Friday Post 2: Rocketbooming
Ze Frank is in the middle of a nerd fight about download stats, and it all boils down to Rocketbooming. I'm not going to get into the issue of whether or not Rocketboom's reaction to this is justified or not, because the baseline issue is actually more interesting.
It's about the metrics, really. Here's the thing: when I wrote the blurb for the back cover of the Crow book, I said 225,000 people had downloaded the Pig book. I got that number by looking at the download stats of the original files (in all languages), and running a few filters. We started at something approaching 375,000. Take out bots and other such nonsense, and it drops a good amount. But then you look at the downloads and you see that someone downloaded it three times in the space of a minute... maybe their PDF viewer was wonky, they hit reload a few times to make it work. Whatever it was, I tried to filter by IP based on timeframe, so that I could arrive at actual downloads. After a lot of that, I trimmed the number down to about 225,000, which is still fantastically large.
I know if I wrote my initial stats (375,000) on the Crow book, it'd be much more impressive, and people would think I was super-1337. But I know in my heart that's not a valid number (even 225,000 is iffy to me), and all it does is set up a standard that is unhealthy. People have to be dishonest or suffer the consequences.
Let's say I, the author of the Crow book, am a different person. That book's been downloaded less than 50,000 times (with filtering). Without filtering, about 70,000. So as an author of a similarly-targeted product, what do I announce as my stats? 70,000? If I don't, I'm a small-fry, and advertisers will shy away from me (not that I'm looking for advertisers, but y'know). But if I say 70,000 and some advertiser wants to see results for that kind of audience, they won't get it, because my actual number is likely only 50,000! I'm setting myself up for a fall, but I don't have much choice because my competitor (the Pig book) is going around yelling huge numbers from the rooftops.

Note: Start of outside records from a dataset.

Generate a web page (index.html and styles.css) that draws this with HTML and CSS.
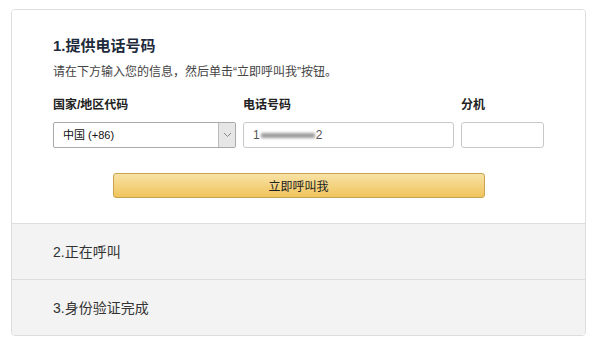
FILE: index.html
```html
<!DOCTYPE html>
<html>
<head>
  <title>身份验证</title>
  <link rel="stylesheet" href="styles.css">
</head>
<body>
  <div class="card">
    <div class="step active">
      <h2>1.提供电话号码</h2>
      <p class="hint">请在下方输入您的信息，然后单击“立即呼叫我”按钮。</p>

      <div class="fields">
        <label>国家/地区代码</label>
        <label>电话号码</label>
        <label>分机</label>

        <div class="select">
          <span>中国 (+86)</span>
          <span class="arrow">
            <svg width="9" height="6" viewBox="0 0 9 6"><path d="M1 1 L4.5 4.5 L8 1" fill="none" stroke="#888" stroke-width="1"/></svg>
          </span>
        </div>
        <div class="input">1<span class="masked"></span>2</div>
        <div class="input"></div>
      </div>

      <button class="call">立即呼叫我</button>
    </div>

    <div class="step">2.正在呼叫</div>
    <div class="step">3.身份验证完成</div>
  </div>
</body>
</html>
```

FILE: styles.css
```css
body {
  margin: 0;
  background: #fff;
  font-family: "Liberation Sans", "Noto Sans CJK SC", sans-serif;
  color: #333;
}
.card {
  margin: 9px 0 0 11px;
  width: 573px;
  border: 1px solid #ddd;
  border-radius: 4px;
  overflow: hidden;
}
.step {
  height: 53px;
  line-height: 53px;
  padding: 2px 41px 0;
  background: #f3f3f3;
  border-top: 1px solid #ddd;
  font-size: 14px;
  color: #333;
}
.step.active {
  height: auto;
  line-height: normal;
  background: #fff;
  border-top: none;
  padding: 26px 41px 25px;
}
h2 {
  margin: 0;
  font-size: 15px;
  line-height: 20px;
  color: #1e2b3c;
}
.hint {
  margin: 7px 0 0;
  font-size: 12px;
  line-height: 18px;
  color: #444;
}
.fields {
  display: grid;
  grid-template-columns: 183px 211px 83px;
  column-gap: 7px;
  row-gap: 8px;
  margin-top: 15px;
}
label {
  font-size: 12px;
  line-height: 18px;
  font-weight: bold;
  color: #222;
}
.select {
  display: flex;
  height: 24px;
  border: 1px solid #aaa;
  border-radius: 2px;
  font-size: 11px;
  color: #111;
}
.select span:first-child {
  flex: 1;
  line-height: 24px;
  padding-left: 9px;
}
.arrow {
  width: 16px;
  display: flex;
  align-items: center;
  justify-content: center;
  background: #e6e6e6;
  border-left: 1px solid #bbb;
}
.input {
  height: 24px;
  line-height: 24px;
  border: 1px solid #c8c8c8;
  border-radius: 3px;
  padding-left: 9px;
  font-size: 12px;
  color: #555;
  display: flex;
  align-items: center;
}
.masked {
  display: inline-block;
  width: 54px;
  height: 5px;
  margin: 0 1px;
  background: #9a9a9a;
  filter: blur(1.5px);
}
.call {
  display: block;
  width: 372px;
  height: 25px;
  margin: 25px auto 0;
  border: 1px solid #c9a34e;
  border-radius: 3px;
  background: linear-gradient(#f8e2a6, #f0c45c);
  font-family: inherit;
  font-size: 12px;
  color: #222;
  cursor: pointer;
}
```
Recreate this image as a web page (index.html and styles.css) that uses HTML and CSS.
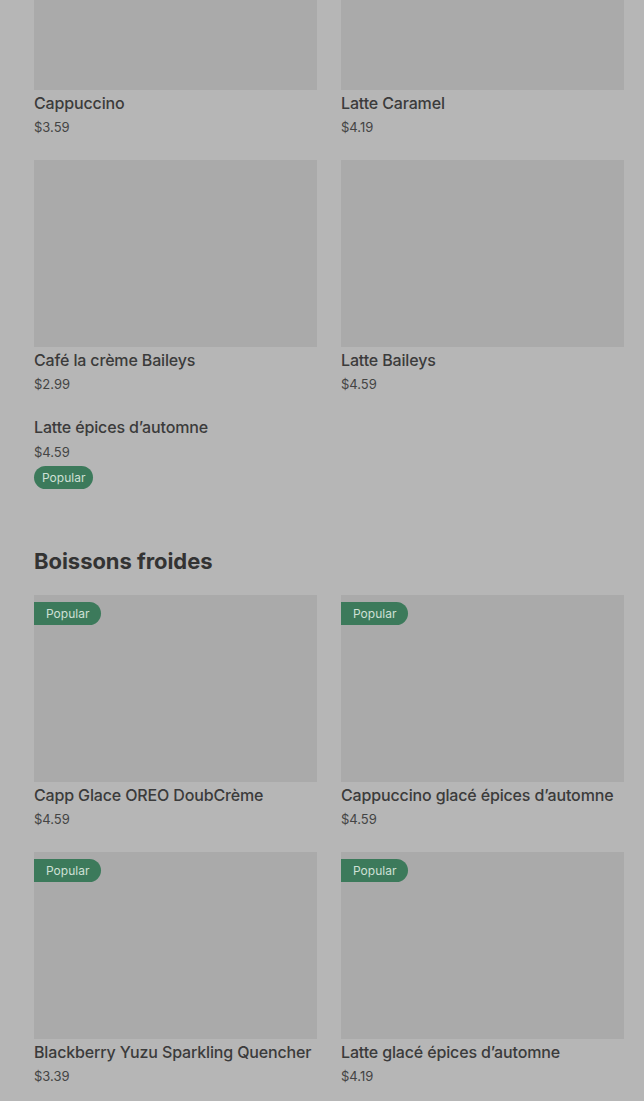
FILE: index.html
```html
<!DOCTYPE html>
<html lang="fr">
<head>
<meta charset="UTF-8" />
<meta name="viewport" content="width=device-width, initial-scale=1" />
<title>Menu</title>
<link rel="stylesheet" href="styles.css">
</head>
<body>
<main class="menu">
  <section class="section section--first">
    <div class="grid">
      <div class="item">
        <div class="item__image"></div>
        <h3 class="item__name">Cappuccino</h3>
        <p class="item__price">$3.59</p>
      </div>
      <div class="item">
        <div class="item__image"></div>
        <h3 class="item__name">Latte Caramel</h3>
        <p class="item__price">$4.19</p>
      </div>
      <div class="item">
        <div class="item__image"></div>
        <h3 class="item__name">Café la crème Baileys</h3>
        <p class="item__price">$2.99</p>
      </div>
      <div class="item">
        <div class="item__image"></div>
        <h3 class="item__name">Latte Baileys</h3>
        <p class="item__price">$4.59</p>
      </div>
      <div class="item">
        <h3 class="item__name">Latte épices d’automne</h3>
        <p class="item__price item__price--loose">$4.59</p>
        <span class="pill">Popular</span>
      </div>
    </div>
  </section>

  <section class="section">
    <h2 class="section__title">Boissons froides</h2>
    <div class="grid">
      <div class="item">
        <div class="item__image"><span class="tag">Popular</span></div>
        <h3 class="item__name">Capp Glace OREO DoubCrème</h3>
        <p class="item__price">$4.59</p>
      </div>
      <div class="item">
        <div class="item__image"><span class="tag">Popular</span></div>
        <h3 class="item__name">Cappuccino glacé épices d’automne</h3>
        <p class="item__price">$4.59</p>
      </div>
      <div class="item">
        <div class="item__image"><span class="tag">Popular</span></div>
        <h3 class="item__name">Blackberry Yuzu Sparkling Quencher</h3>
        <p class="item__price">$3.39</p>
      </div>
      <div class="item">
        <div class="item__image"><span class="tag">Popular</span></div>
        <h3 class="item__name">Latte glacé épices d’automne</h3>
        <p class="item__price">$4.19</p>
      </div>
    </div>
  </section>
</main>
</body>
</html>
```

FILE: styles.css
```css
/* fond assombri derrière un modal */
body {
  margin: 0;
  background: #b6b6b6;
  color: #3a3a3a;
  font-family: Inter, 'Noto Sans', sans-serif;
  overflow: hidden;
}
.menu {
  padding: 0 20px 0 34px;
  margin-top: -97px;
}
.section {
  margin-top: 56px;
}
.section--first {
  margin-top: 0;
}
.section__title {
  font-size: 22px;
  line-height: 32px;
  font-weight: 700;
  letter-spacing: -0.05px;
  color: #333;
  margin: 0 0 18px;
}
.grid {
  display: grid;
  grid-template-columns: 1fr 1fr;
  column-gap: 24px;
  row-gap: 24px;
}
.item__image {
  position: relative;
  height: 187px;
  background: #aaaaaa;
  margin-bottom: 3px;
}
.item__name {
  margin: 0;
  font-size: 16px;
  line-height: 20px;
  font-weight: 500;
  letter-spacing: -0.15px;
  color: #3b3b3b;
  white-space: nowrap;
}
.item__price {
  margin: 5px 0 0;
  font-size: 13px;
  line-height: 18px;
  color: #444;
}
.item__price--loose {
  margin-top: 6px;
}
.pill {
  display: inline-block;
  margin-top: 5px;
  background: #3c7a5b;
  color: #cfe0d6;
  font-size: 12px;
  line-height: 23px;
  padding: 0 8px;
  border-radius: 12px;
}
.tag {
  position: absolute;
  top: 7px;
  left: 0;
  background: #3c7a5b;
  color: #cfe0d6;
  font-size: 12px;
  line-height: 23px;
  padding: 0 12px;
  border-radius: 0 12px 12px 0;
}
```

The thing is, Rocketboom needs to filter down their numbers not because they're being dishonest (I don't think you'd call it dishonest anyway). They have to do it because they're pushing metrics in the wrong direction... we have the power and intelligence on the web to at least improve on the TV model, which is a lot of silly guesswork and extrapolation. We should be able to say: our downloads are X, and our likely real audience is X-Y. You don't get numbers that compete with Grey's Anatomy, but you get a better ROI. Advertisers will get more actual bang for the buck because your bang is reasonable. And if Rocketboom tapers their numbers, it will put less pressure on their competitors to fudge numbers to apppear to be in the same league.
What will happen in this kind of arms race is that one day, a vidcast that has a so-so audience will distribute it via every possible outlet, claim 1 million downloads a day (of which 10,000 are actually watched) and push the overall value per download on the web so low that Rocketboom, with their 300,000 downloads a day, will start to lose money. And then they'll have to inflate their stats, and so on, until the only people that can play professionally are the ones that can sign deals with big distributors to help boost their download stats.
Transparency and admissions of imperfection are key to internet life, and it helps everyone to admit that their download stats are flawed. If we trim them back and try and present REALISTIC numbers rather than "competing with TV" numbers, advertisers will end up a lot happier.